Nothing but the lines from the top of the data to the line holding "<phrase-app></phrase-app>" should be printed, word for word and both ends included; leave the pictures out.

★ ★ ★

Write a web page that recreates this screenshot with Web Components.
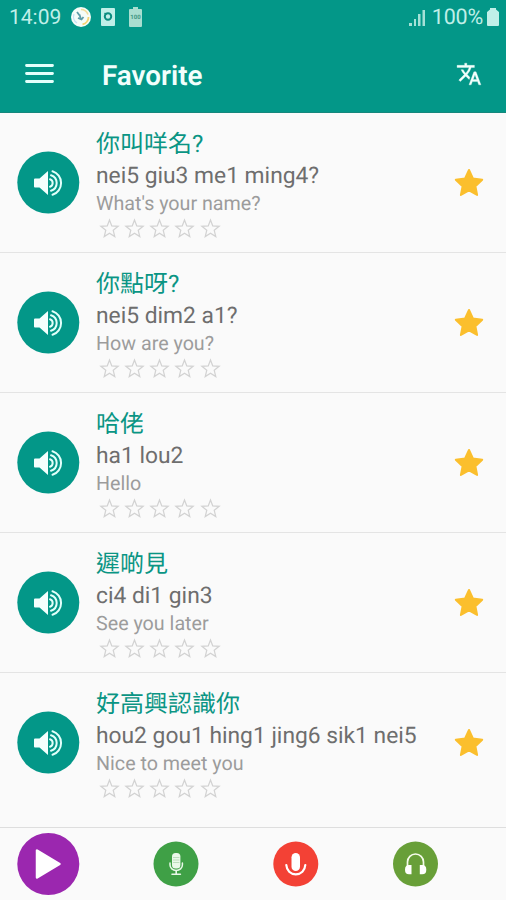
<!DOCTYPE html>
<html lang="en">
<head>
<meta charset="utf-8">
<title>Favorite</title>
<style>
    body {
        margin: 0;
        background: #fafafa;
        font-family: Roboto, "Noto Sans CJK TC", sans-serif;
        text-rendering: geometricPrecision;
    }
</style>
</head>
<body>
<phrase-app></phrase-app>

<script>
class StatusBar extends HTMLElement {
    constructor() {
        super();
        this.attachShadow({ mode: 'open' });
        this.shadowRoot.innerHTML = `
            <style>
                :host {
                    display: flex;
                    align-items: center;
                    box-sizing: border-box;
                    height: 34px;
                    padding: 0 7px 0 9px;
                    color: #c0efe8;
                    font-size: 21px;
                    line-height: 34px;
                }
                svg { display: block; flex: none; }
                span { padding-top: 2px; }
                .time { width: 52px; }
                .badge { margin-left: 9px; }
                .camera { margin-left: 9px; }
                .cell { margin-left: 14px; }
                .signal { margin: 0 7px 0 auto; }
                .full { margin-left: 4px; }
                .level { font-size: 21.5px; letter-spacing: -0.2px; }
            </style>
            <span class="time">14:09</span>
            <svg class="badge" width="22" height="22" viewBox="0 0 22 22">
                <circle cx="11" cy="11" r="10" fill="#f5fcf8"/>
                <path d="M11 3.5a7.5 7.5 0 0 1 7 5" fill="none" stroke="#f3dc9a" stroke-width="1.6"/>
                <path d="M18.5 11a7.5 7.5 0 0 1-6 7.4" fill="none" stroke="#f5d270" stroke-width="1.8"/>
                <path d="M4 8a7.5 7.5 0 0 0 3 9" fill="none" stroke="#c7e0f4" stroke-width="1.4"/>
                <path d="M7 6l3 4M9.5 8.5l1.5 5M8 12l3.5 1.5 2-2.5" fill="none" stroke="#5d9ca8" stroke-width="1.8"/>
            </svg>
            <svg class="camera" width="14" height="18" viewBox="0 0 14 18">
                <rect width="14" height="18" rx="1" fill="#c0efe8"/>
                <circle cx="7" cy="8.5" r="3.2" fill="none" stroke="#0b8d80" stroke-width="2"/>
                <path d="M3.5 5l2 1.5" stroke="#0b8d80" stroke-width="1.5"/>
            </svg>
            <svg class="cell" width="13" height="20" viewBox="0 0 13 20">
                <path d="M4 0h5v2h3a1 1 0 0 1 1 1v16a1 1 0 0 1-1 1H1a1 1 0 0 1-1-1V3a1 1 0 0 1 1-1h3z" fill="#a9ded0"/>
                <text x="6.5" y="12" text-anchor="middle" font-size="6" font-weight="700" fill="#3f9583">100</text>
            </svg>
            <svg class="signal" width="16" height="17" viewBox="0 0 16 17">
                <path d="M0 14h3v3H0zM5 10h2v7H5zM9 5h2.5v12H9zM13.5 1H16v16h-2.5z" fill="#a5e1d7"/>
            </svg>
            <span class="level">100%</span>
            <svg class="full" width="12" height="18" viewBox="0 0 12 18">
                <path d="M3 0h6v1.5L12 4v13a1 1 0 0 1-1 1H1a1 1 0 0 1-1-1V4l3-2.5z" fill="#c0efe8"/>
            </svg>
        `;
    }
}

class AppToolbar extends HTMLElement {
    constructor() {
        super();
        this.attachShadow({ mode: 'open' });
        this.shadowRoot.innerHTML = `
            <style>
                :host {
                    display: flex;
                    align-items: center;
                    box-sizing: border-box;
                    height: 79px;
                    padding: 2px 24px 0 25px;
                    color: #f2fffc;
                    border-bottom: 1px solid #15877c;
                }
                h1 {
                    flex: 1;
                    margin: 3px 0 0 48px;
                    font-size: 27.8px;
                    font-weight: 600;
                    line-height: 36px;
                }
                svg { display: block; }
            </style>
            <svg width="29" height="20" viewBox="0 0 29 20">
                <path d="M1.5 1.5h26M1.5 9.5h26M1.5 17.5h26" stroke="#e4fffb" stroke-width="2.8" stroke-linecap="round"/>
            </svg>
            <h1><slot></slot></h1>
            <svg width="26" height="26" viewBox="0 0 24 24">
                <path fill="#f2fffc" stroke="#f2fffc" stroke-width=".3" d="M12.87 15.07l-2.54-2.51.03-.03A17.52 17.52 0 0 0 14.07 6H17V4h-7V2H8v2H1v1.99h11.17C11.5 7.92 10.44 9.75 9 11.35 8.07 10.32 7.3 9.19 6.69 8h-2c.73 1.63 1.73 3.17 2.98 4.56l-5.09 5.02L4 19l5-5 3.11 3.11.76-2.04zM18.5 10h-2L12 22h2l1.12-3h4.75L21 22h2l-4.5-12zm-2.62 7l1.62-4.33L19.12 17h-3.24z"/>
            </svg>
        `;
    }
}

class SoundButton extends HTMLElement {
    constructor() {
        super();
        this.attachShadow({ mode: 'open' });
        this.shadowRoot.innerHTML = `
            <style>
                :host { display: block; width: 63px; height: 63px; }
                svg { display: block; }
            </style>
            <svg width="63" height="63" viewBox="0 0 63 63">
                <circle cx="31.3" cy="31.5" r="31" fill="#039788"/>
                <path d="M18 27.500h4.500l8.500-7.500v24l-8.500-7.500H18q-1 0-1-1v-7q0-1 1-1z" fill="#f4fffd"/>
                <g fill="none" stroke="#e2fffa" stroke-width="2" stroke-linecap="round">
                    <path d="M33 28.300a3.900 3.900 0 0 1 0 7.400"/>
                    <path d="M34 24.200a8.200 8.200 0 0 1 0 15.600"/>
                    <path d="M35.500 20.200a12.400 12.400 0 0 1 0 23.600"/>
                </g>
            </svg>
        `;
    }
}

class StarRating extends HTMLElement {
    constructor() {
        super();
        this.attachShadow({ mode: 'open' });
        const star = `
            <svg width="23" height="23" viewBox="0 0 24 24">
                <path d="M12 3.2l2.35 6.05 6.65.48-5.1 4.2 1.6 6.57L12 17l-5.5 3.5 1.6-6.57L3 9.73l6.65-.48z" fill="none" stroke="#d2d2d2" stroke-width="1.3"/>
            </svg>`;
        this.shadowRoot.innerHTML = `
            <style>
                :host { display: flex; align-items: center; gap: 2.3px; height: 26px; margin-left: 1.6px; }
                svg { display: block; }
            </style>
            ${star.repeat(5)}
        `;
    }
}

class PhraseRow extends HTMLElement {
    constructor() {
        super();
        this.attachShadow({ mode: 'open' });
        this.shadowRoot.innerHTML = `
            <style>
                :host {
                    display: flex;
                    box-sizing: border-box;
                    height: 140px;
                    padding: 14px 21px 0 17px;
                    border-bottom: 1px solid #e4e4e4;
                }
                :host(:last-of-type) { border-bottom: 0; }
                sound-button { flex: none; margin-top: 24px; }
                .text { flex: 1; margin-left: 16px; white-space: nowrap; }
                .han, .reading, .meaning { display: block; }
                .han { color: #0a9584; font-size: 24px; line-height: 34px; }
                .reading { color: #6e6e6e; font-size: 22.8px; line-height: 30px; }
                .meaning { color: #9c9c9c; font-size: 19.7px; line-height: 25px; }
                star-rating { margin-top: -1px; }
                .favorite { display: block; flex: none; margin-top: 40px; }
            </style>
            <sound-button></sound-button>
            <div class="text">
                <slot class="han" name="han"></slot>
                <slot class="reading" name="reading"></slot>
                <slot class="meaning"></slot>
                <star-rating></star-rating>
            </div>
            <svg class="favorite" width="32" height="32" viewBox="0 0 32 32">
                <path d="M16 3l3.9 8.500 9.300 1.200-6.800 6.500 1.700 8.800-8.100-4.500L7.900 28l1.700-8.800-6.800-6.500 9.300-1.200z" fill="#fbbf2d" stroke="#fbbf2d" stroke-width="2" stroke-linejoin="round"/>
            </svg>
        `;
    }
}

class BottomBar extends HTMLElement {
    constructor() {
        super();
        this.attachShadow({ mode: 'open' });
        this.shadowRoot.innerHTML = `
            <style>
                :host {
                    display: flex;
                    align-items: center;
                    box-sizing: border-box;
                    height: 73px;
                    padding-left: 17px;
                    border-top: 1px solid #dedede;
                }
                svg { display: block; flex: none; }
                .studio { margin-left: 73px; }
                .record, .listen { margin-left: 74px; }
            </style>
            <svg width="63" height="62" viewBox="0 0 63 62">
                <circle cx="31.3" cy="31" r="31" fill="#9b27af"/>
                <path d="M20 17.5v27L42.5 31z" fill="#fff" stroke="#fff" stroke-width="2.5" stroke-linejoin="round"/>
            </svg>
            <svg class="studio" width="46" height="46" viewBox="0 0 46 46">
                <circle cx="23" cy="23" r="22.5" fill="#3fa046"/>
                <rect x="19" y="12" width="8.4" height="15.5" rx="3.5" fill="#e9f8e9"/>
                <path d="M20 16.5h6.4M20 19h6.4M20 21.5h6.4" stroke="#b5dab7" stroke-width=".9"/>
                <path d="M17 22v2a6.2 5.5 0 0 0 12.4 0v-2" fill="none" stroke="#e9f8e9" stroke-width="1.5" stroke-linecap="round"/>
                <path d="M23.2 29.5v3M19 33.3h8.4" stroke="#e9f8e9" stroke-width="1.6" stroke-linecap="round"/>
            </svg>
            <svg class="record" width="46" height="46" viewBox="0 0 46 46">
                <circle cx="22.8" cy="23" r="22.5" fill="#f34135"/>
                <rect x="18.5" y="12" width="8.5" height="18" rx="4.25" fill="#fff"/>
                <path d="M13.3 24c.4 5.5 4.2 9.3 9.5 9.3s9.1-3.8 9.5-9.3" fill="none" stroke="#fff" stroke-width="2.2" stroke-linecap="round"/>
            </svg>
            <svg class="listen" width="46" height="46" viewBox="0 0 46 46">
                <circle cx="22.5" cy="23" r="22.5" fill="#689f38"/>
                <path d="M14.5 25v-4a8 8 0 0 1 16 0v4" fill="none" stroke="#f4fbe9" stroke-width="1.7"/>
                <path d="M18.5 24v9.3H16q-4 0-4-4.65T16 24zM26.8 24v9.3h2.5q4 0 4-4.65t-4-4.65z" fill="#fff"/>
            </svg>
        `;
    }
}

class PhraseApp extends HTMLElement {
    constructor() {
        super();
        this.attachShadow({ mode: 'open' });
        this.phrases = [
            ['你叫咩名?', 'nei5 giu3 me1 ming4?', "What's your name?"],
            ['你點呀?', 'nei5 dim2 a1?', 'How are you?'],
            ['哈佬', 'ha1 lou2', 'Hello'],
            ['遲啲見', 'ci4 di1 gin3', 'See you later'],
            ['好高興認識你', 'hou2 gou1 hing1 jing6 sik1 nei5', 'Nice to meet you']
        ];
        this.shadowRoot.innerHTML = `
            <style>
                :host { display: flex; flex-direction: column; width: 506px; height: 900px; overflow: hidden; }
                header { flex: none; background: #039788; }
                main { flex: 1; }
            </style>
            <header>
                <status-bar></status-bar>
                <app-toolbar>Favorite</app-toolbar>
            </header>
            <main>${this._rows()}</main>
            <bottom-bar></bottom-bar>
        `;
    }

    _rows() {
        return this.phrases.map(([han, reading, meaning]) => `
            <phrase-row>
                <span slot="han" lang="zh-Hant">${han}</span>
                <span slot="reading">${reading}</span>
                <span>${meaning}</span>
            </phrase-row>
        `).join('');
    }
}

customElements.define('status-bar', StatusBar);
customElements.define('app-toolbar', AppToolbar);
customElements.define('sound-button', SoundButton);
customElements.define('star-rating', StarRating);
customElements.define('phrase-row', PhraseRow);
customElements.define('bottom-bar', BottomBar);
customElements.define('phrase-app', PhraseApp);
</script>
</body>
</html>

★ ★ ★

> **SOLUTION TO THE PROBLEM**:
Write a web page that recreates this screenshot with Web Components.
<!DOCTYPE html>
<html lang="en">
<head>
<meta charset="utf-8">
<title>Favorite</title>
<style>
    body {
        margin: 0;
        background: #fafafa;
        font-family: Roboto, "Noto Sans CJK TC", sans-serif;
        text-rendering: geometricPrecision;
    }
</style>
</head>
<body>
<phrase-app></phrase-app>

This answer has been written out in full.